A snippet from Joe Beighton’s witty opening speech as compère perhaps best describes the tone of the irreverent CUMTS Gala Night as he announced: “There are two straight men in the cast. I’ve slept with both of them.” The playful self-awareness of the night was what made the experience so enjoyable: the performers were never precious over their material, willing to satirise themselves and the songs they were singing (Toby Marlow’s witty, tongue-in-cheek delivery of “Could she get me a friend?” in ‘Summer Lovin’’ comes to mind), whilst still displaying an inspiring array of talent and performing to an incredibly high standard.
From the very first number, the high calibre of the performers and creatives behind the show was self-evident: the singing was excellent, the choreography was slick and the orchestrations displayed real talent. The vocals from Zak Ghazi-Torbati, Megan Gilbert and Holly Musgrave were especially stand-out, and the sharp choreography in both the electrifying rendition of Matilda’s ‘Revolting Children’ and the well-staged version of ‘Hello’ from The Book of Mormon particularly wowed.

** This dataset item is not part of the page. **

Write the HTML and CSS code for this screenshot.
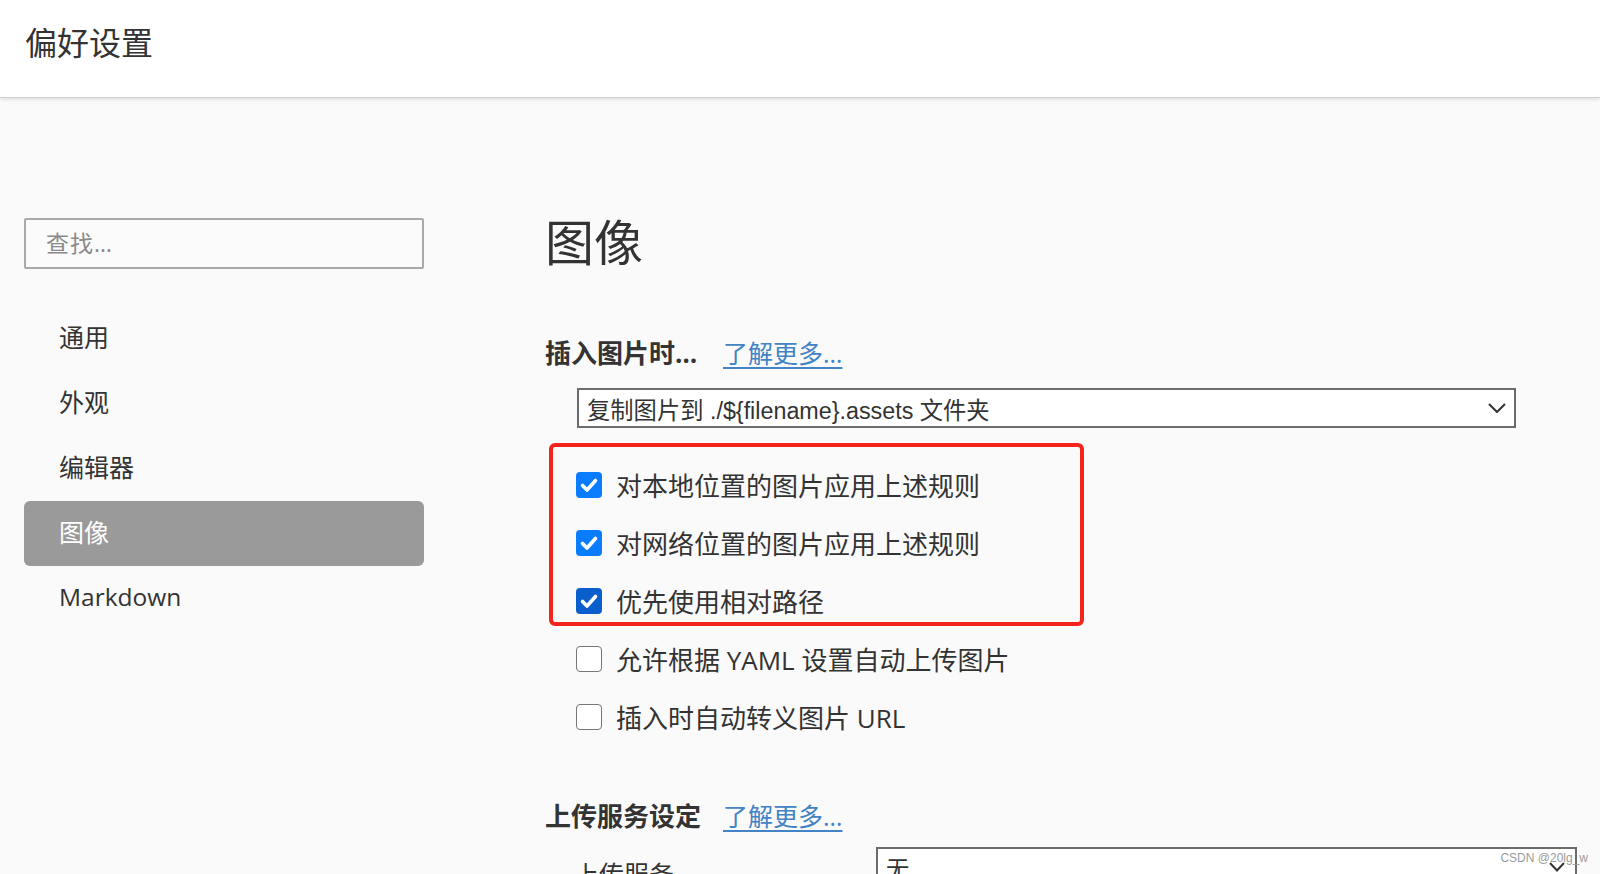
FILE: index.html
```html
<!DOCTYPE html>
<html lang="zh-CN">
<head>
<meta charset="utf-8">
<title>偏好设置</title>
<link rel="stylesheet" href="styles.css">
</head>
<body>
<header class="topbar">
  <h1 class="title">偏好设置</h1>
</header>
<div class="layout">
  <aside class="sidebar">
    <div class="search"><span class="placeholder">查找…</span></div>
    <nav class="nav">
      <div class="nav-item">通用</div>
      <div class="nav-item">外观</div>
      <div class="nav-item">编辑器</div>
      <div class="nav-item active">图像</div>
      <div class="nav-item latin">Markdown</div>
    </nav>
  </aside>
  <main class="main">
    <h2 class="page-title">图像</h2>
    <div class="section-head first">
      <span class="section-title">插入图片时…</span>
      <a class="link" href="#">了解更多…</a>
    </div>
    <div class="select wide">
      <span class="select-text">复制图片到 ./${filename}.assets 文件夹</span>
      <svg class="chevron" width="18" height="10" viewBox="0 0 18 10"><polyline points="1,1 9,9 17,1" fill="none" stroke="#333" stroke-width="2"/></svg>
    </div>
    <div class="checks">
      <div class="highlight"></div>
      <div class="check-row">
        <span class="box on"><svg width="26" height="26" viewBox="0 0 26 26"><polyline points="6.5,13.5 11,18 19.5,8.5" fill="none" stroke="#fff" stroke-width="3.6" stroke-linecap="round" stroke-linejoin="round"/></svg></span>
        <span class="label">对本地位置的图片应用上述规则</span>
      </div>
      <div class="check-row">
        <span class="box on"><svg width="26" height="26" viewBox="0 0 26 26"><polyline points="6.5,13.5 11,18 19.5,8.5" fill="none" stroke="#fff" stroke-width="3.6" stroke-linecap="round" stroke-linejoin="round"/></svg></span>
        <span class="label">对网络位置的图片应用上述规则</span>
      </div>
      <div class="check-row">
        <span class="box on focus"><svg width="26" height="26" viewBox="0 0 26 26"><polyline points="6.5,13.5 11,18 19.5,8.5" fill="none" stroke="#fff" stroke-width="3.6" stroke-linecap="round" stroke-linejoin="round"/></svg></span>
        <span class="label">优先使用相对路径</span>
      </div>
      <div class="check-row">
        <span class="box"></span>
        <span class="label">允许根据 YAML 设置自动上传图片</span>
      </div>
      <div class="check-row">
        <span class="box"></span>
        <span class="label">插入时自动转义图片 URL</span>
      </div>
    </div>
    <div class="section-head second">
      <span class="section-title">上传服务设定</span>
      <a class="link" href="#">了解更多…</a>
    </div>
    <div class="field-row">
      <span class="field-label">上传服务</span>
      <div class="select narrow">
        <span class="select-text">无</span>
        <svg class="chevron" width="16" height="10" viewBox="0 0 16 10"><polyline points="1,1 8,8.5 15,1" fill="none" stroke="#333" stroke-width="2"/></svg>
      </div>
    </div>
  </main>
</div>
<div class="watermark">CSDN @20lg_w</div>
</body>
</html>
```

FILE: styles.css
```css
html, body {
  margin: 0;
  padding: 0;
  height: 100%;
  overflow: hidden;
}
body {
  background: #fafafa;
  color: #333;
  font-family: "Open Sans", "Noto Sans CJK SC", sans-serif;
}
.topbar {
  height: 97px;
  background: #fff;
  border-bottom: 1px solid #d0d0d0;
  box-shadow: 0 1px 4px rgba(0, 0, 0, 0.14);
  box-sizing: content-box;
  padding: 0 25px;
}
.title {
  margin: 0;
  padding-top: 27px;
  font-size: 32px;
  line-height: 32px;
  font-weight: normal;
  color: #333;
}
.layout {
  display: flex;
  gap: 121px;
}
.sidebar {
  margin-left: 24px;
  width: 400px;
  flex: none;
  padding-top: 120px;
}
.search {
  height: 51px;
  box-sizing: border-box;
  border: 2px solid #a9a9a9;
  border-radius: 2px;
  background: #fbfbfb;
  display: flex;
  align-items: center;
  padding-left: 20px;
  padding-bottom: 3px;
}
.placeholder {
  font-size: 23px;
  color: #8a8a8a;
  letter-spacing: 1px;
}
.nav {
  margin-top: 37px;
  display: flex;
  flex-direction: column;
}
.nav-item {
  height: 65px;
  box-sizing: border-box;
  display: flex;
  align-items: center;
  padding-left: 35px;
  padding-bottom: 5px;
  font-size: 25px;
  color: #333;
  border-radius: 6px;
}
.nav-item.latin {
  font-size: 24.5px;
}
.nav-item.active {
  background: #9a9a9a;
  color: #fff;
}
.main {
  flex: 1;
  padding-top: 119px;
}
.page-title {
  margin: 0;
  font-size: 49px;
  line-height: 50px;
  font-weight: normal;
  color: #333;
}
.section-head {
  display: flex;
  align-items: center;
  height: 26px;
}
.section-head.first {
  margin-top: 72px;
}
.section-head.second {
  margin-top: 56px;
}
.section-title {
  width: 178px;
  flex: none;
  font-size: 26px;
  font-weight: bold;
  color: #333;
}
.link {
  font-size: 25px;
  color: #4183c4;
  text-decoration: underline;
  text-underline-offset: 4px;
}
.select {
  box-sizing: border-box;
  height: 40px;
  border: 2px solid #6b6b6b;
  background: #fff;
  display: flex;
  align-items: center;
  justify-content: space-between;
  padding: 2px 8px 0 8px;
}
.select .chevron {
  margin-top: -2px;
}
.select.wide {
  margin-top: 23px;
  margin-left: 32px;
  width: 939px;
}
.select-text {
  font-family: "Liberation Sans", "Noto Sans CJK SC", sans-serif;
  font-size: 23.3px;
  color: #333;
}
.checks {
  position: relative;
  margin-top: 28px;
}
.highlight {
  position: absolute;
  left: 4px;
  top: -13px;
  width: 535px;
  height: 183px;
  box-sizing: border-box;
  border: 4px solid #f4231c;
  border-radius: 6px;
  pointer-events: none;
}
.check-row {
  height: 58px;
  display: flex;
  align-items: center;
  padding-left: 31px;
  box-sizing: border-box;
}
.box {
  width: 26px;
  height: 26px;
  box-sizing: border-box;
  border: 1.5px solid #767676;
  border-radius: 4px;
  background: #fff;
  flex: none;
  display: flex;
}
.box.on {
  border: none;
  background: #0a7cff;
}
.box.on.focus {
  background: #0b5fcc;
}
.label {
  margin-left: 14px;
  font-size: 26px;
  color: #333;
}
.field-row {
  margin-top: 19px;
  display: flex;
  align-items: flex-start;
}
.field-label {
  width: 302px;
  padding-left: 29px;
  padding-top: 8px;
  font-size: 25px;
  color: #333;
  flex: none;
}
.select.narrow {
  width: 701px;
  height: 40px;
  padding-right: 10px;
}
.watermark {
  position: absolute;
  right: 12px;
  bottom: 9px;
  font-family: "Liberation Sans", sans-serif;
  font-size: 12px;
  color: #9a9a9a;
}
```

Special mention must go to Lucy Dickson whose performance as Amy in Company’s ‘Not Getting Married Today’ was both technically accomplished and intensely amusing: Sondheim is always tough but this song really is a mouthful and Dickson carried it off excellently with very strong support from the ever-hilarious Robin Franklin as Paul. ‘Gotta Get a Gimmick’ from Gypsy was another high point of the night: Olivia Gaunt’s vocals were particularly impressive (as they were across the board, in fact) in this fun and brassy rendition of the burlesque classic.
The undeniable highlight, however, was Zak Ghazi-Torbati, Toby Marlow and Joe Beighton in an incomparable ‘miscast’ rendition of ‘One Night Only’ from Dream Girls: tackled, as everything was, with wit and humour, the number was captivating from beginning to end with its excellent vocal performances and strong choreography.
If I had one tiny criticism (and I should emphasise that this is really nitpicking) then it would be that perhaps a few more serious moments would have been a welcome addition to the evening — the numbers were largely comedic which kept the energy and pace high but a few more opportunities for the performance to display a different style of delivery would have been pleasing to see.
Overall, however, the talented performers and creatives wholly deserved the standing ovation they received at the end of the performance and I can only feel sorry for those who did not manage to see this raucous showcase of musical theatre talent!